4. My epitaphs used to be tragic, and then shifted to startled, maybe outraged (the one I gave to the Captain was, "WHAT," in giant letters, no punctuation), but maybe it should be simpler and practical. Maybe, "Google Earth remembers me fondly." It's a sincere enough statement, it's touching, in its own way, and would possibly pay for itself.
a. At first it tried to send me to a place in Kansas with a Whale Room (Room 119), but after some fiddling I found out that it's Nantucket, not Boston (close), and that it's not Whale, but New Whale.

5. And you know, different adhesives might win me over now and again, but life always brings me back to rubber cement.

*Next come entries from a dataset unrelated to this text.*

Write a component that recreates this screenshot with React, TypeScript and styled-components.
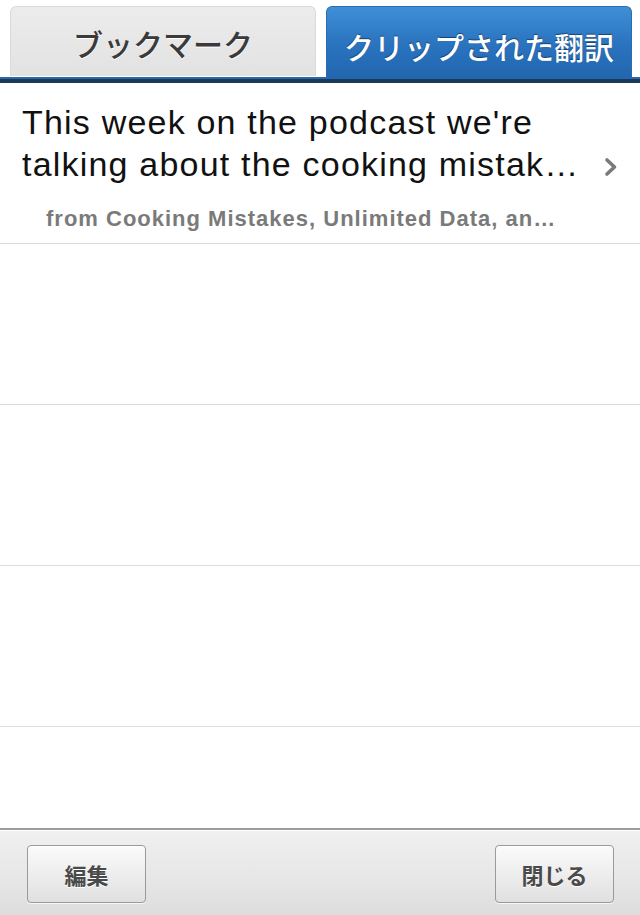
import styled, { createGlobalStyle } from "styled-components";

const GlobalStyle = createGlobalStyle`
  html, body {
    margin: 0;
    padding: 0;
    background: #ffffff;
    overflow: hidden;
  }
  * {
    box-sizing: border-box;
  }
`;

const clips = [
  {
    title:
      "This week on the podcast we're talking about the cooking mistakes we all make, unlimited data plans, and more.",
    source: "from Cooking Mistakes, Unlimited Data, and More",
  },
];

const emptyRows = 4;

const App = () => {
  return (
    <Screen>
      <GlobalStyle />
      <TabBar>
        <Tab $active={false}>ブックマーク</Tab>
        <Tab $active>クリップされた翻訳</Tab>
      </TabBar>
      <List>
        {clips.map((clip) => (
          <Row key={clip.title}>
            <RowBody>
              <Title>{clip.title}</Title>
              <Source>{clip.source}</Source>
            </RowBody>
            <Chevron viewBox="0 0 14 20">
              <path
                d="M3 3 L10.5 10 L3 17"
                fill="none"
                stroke="#7a7a7a"
                strokeWidth="3.6"
                strokeLinecap="round"
                strokeLinejoin="round"
              />
            </Chevron>
          </Row>
        ))}
        {Array.from({ length: emptyRows }).map((_, i) => (
          <EmptyRow key={i} />
        ))}
      </List>
      <Toolbar>
        <ToolButton>編集</ToolButton>
        <ToolButton>閉じる</ToolButton>
      </Toolbar>
    </Screen>
  );
};

const Screen = styled.div`
  display: flex;
  flex-direction: column;
  width: 640px;
  height: 915px;
  background: #ffffff;
  font-family: "Liberation Sans", Arial, "Noto Sans CJK JP", sans-serif;
`;

const TabBar = styled.div`
  display: flex;
  align-items: flex-end;
  gap: 10px;
  height: 83px;
  padding: 0 8px 0 10px;
  border-bottom: 4px solid #1b3a5a;
  box-shadow: inset 0 -2px 0 #2c68a6;
  background: #ffffff;
  flex-shrink: 0;
`;

const Tab = styled.div<{ $active: boolean }>`
  display: flex;
  align-items: center;
  justify-content: center;
  flex: 1;
  height: ${(p) => (p.$active ? "73px" : "70px")};
  margin-bottom: ${(p) => (p.$active ? "0" : "3px")};
  padding-top: ${(p) => (p.$active ? "5px" : "2px")};
  border-radius: 6px 6px 0 0;
  font-family: "Noto Sans CJK JP", "Liberation Sans", sans-serif;
  font-size: 30px;
  font-weight: 500;
  color: ${(p) => (p.$active ? "#ffffff" : "#3a3a3a")};
  background: ${(p) =>
    p.$active
      ? "linear-gradient(to bottom, #3f8fd6 0%, #2b74c0 50%, #2166ae 100%)"
      : "linear-gradient(to bottom, #ececec 0%, #e2e2e2 100%)"};
  border: 1px solid ${(p) => (p.$active ? "#2a6cb0" : "#dadada")};
  border-bottom: none;
  text-shadow: ${(p) =>
    p.$active ? "0 -1px 1px rgba(0, 0, 0, 0.45)" : "0 1px 0 #ffffff"};
`;

const List = styled.div`
  display: flex;
  flex-direction: column;
  flex: 1;
  overflow: hidden;
`;

const Row = styled.div`
  display: flex;
  align-items: flex-start;
  height: 161px;
  padding: 18px 22px 0 22px;
  border-bottom: 1px solid #dcdcdc;
  flex-shrink: 0;
`;

const RowBody = styled.div`
  display: flex;
  flex-direction: column;
  flex: 1;
  min-width: 0;
  padding-right: 18px;
`;

const Title = styled.div`
  font-size: 34px;
  line-height: 42px;
  letter-spacing: 1.2px;
  color: #111111;
  display: -webkit-box;
  -webkit-line-clamp: 2;
  -webkit-box-orient: vertical;
  overflow: hidden;
`;

const Source = styled.div`
  margin-top: 21px;
  padding-left: 24px;
  padding-right: 26px;
  font-size: 22px;
  line-height: 26px;
  font-weight: bold;
  letter-spacing: 1px;
  color: #7a7a7a;
  white-space: nowrap;
  overflow: hidden;
  text-overflow: ellipsis;
`;

const Chevron = styled.svg`
  width: 14px;
  height: 20px;
  margin-top: 56px;
  flex-shrink: 0;
`;

const EmptyRow = styled.div`
  height: 161px;
  border-bottom: 1px solid #dcdcdc;
  flex-shrink: 0;
`;

const Toolbar = styled.div`
  display: flex;
  align-items: center;
  justify-content: space-between;
  height: 87px;
  padding: 0 26px 0 27px;
  border-top: 2px solid #9c9c9c;
  box-shadow: inset 0 1px 0 #ffffff;
  background: linear-gradient(to bottom, #f0f0f0 0%, #e6e6e6 60%, #dddddd 100%);
  flex-shrink: 0;
`;

const ToolButton = styled.div`
  display: flex;
  align-items: center;
  justify-content: center;
  width: 119px;
  height: 58px;
  border: 1px solid #9a9a9a;
  border-radius: 4px;
  background: linear-gradient(to bottom, #fbfbfb 0%, #ececec 55%, #e0e0e0 100%);
  box-shadow: inset 0 1px 0 #ffffff, 0 1px 0 rgba(255, 255, 255, 0.7);
  font-family: "Noto Sans CJK JP", sans-serif;
  font-size: 22px;
  font-weight: bold;
  color: #4a4a4a;
  text-shadow: 0 1px 0 #ffffff;
  margin-top: 2px;
`;

export default App;
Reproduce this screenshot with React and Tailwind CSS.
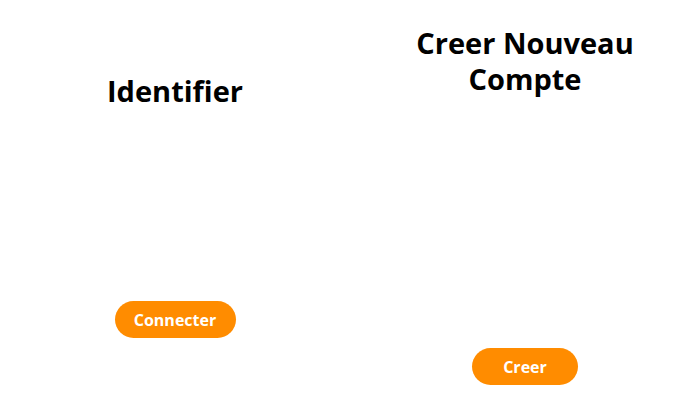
export default function App() {
  return (
    <div className="flex w-[700px] h-[400px] bg-white font-['Open_Sans',sans-serif]">
      <div className="w-1/2 flex flex-col items-center pt-[73px]">
        <h2 className="text-[29px] leading-[36px] font-bold text-black text-center">
          Identifier
        </h2>
        <button className="mt-[192px] w-[121px] h-[37px] rounded-full bg-[#ff8c00] text-white font-bold text-[16px]">
          Connecter
        </button>
      </div>
      <div className="w-1/2 flex flex-col items-center pt-[25px]">
        <h2 className="w-[240px] text-[29px] leading-[36px] font-bold text-black text-center">
          Creer Nouveau Compte
        </h2>
        <button className="mt-[251px] w-[106px] h-[37px] rounded-full bg-[#ff8c00] text-white font-bold text-[16px]">
          Creer
        </button>
      </div>
    </div>
  );
}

6. What does the weatherman know? I'd make bets with him, but I don't know where he hangs out. It always rains on Wednesdays again. Michael pointed it out, and I was glad he did. It's comforting when someone else is thinking of what you are. I should keep Michael around as a permanent chaperone, pointing out weather trends and keeping things from being terrible, but he has his own life to chaperone, and I have to learn how to chaperone myself. I have no idea how to chaperone myself, apparently. Some people seem to think that I don't even know what to want, or how.

7. The littlest of annoying things, the way everyone pronounces the word often wrong, but somehow I'm the one, the way they say the word I when it should be the word me, because for some reason they've decided that the word I is more proper.

8. Tonight I'm not going anywhere, and it's good. Over the past week I've learned how to answer the phone and not shout, "I don't want to talk to you." Instead, I say, "Hello," and let him say things for a while, and then I say, "Well, I don't know. I've got to hang up now." Practically shout, "Well, I don't know. I've got to hang up now." In person we'd have a real conversation, but I'm a few days away from a real conversation that won't end with me saying, "Oh, it's okay." It isn't actually okay, but I'm too pliable, some of the time.

9. Last night I witnessed the loudest game of Red Light! Green Light! One, Two, Three! of all time. And the girl who was "it" was going way too fast, and she was infuriating everyone, and it was the best thing that ever happened.

10. Basically, I've been unforgiveably moody. What else can I do, some things are terrible, but some are completely right. What are the rules?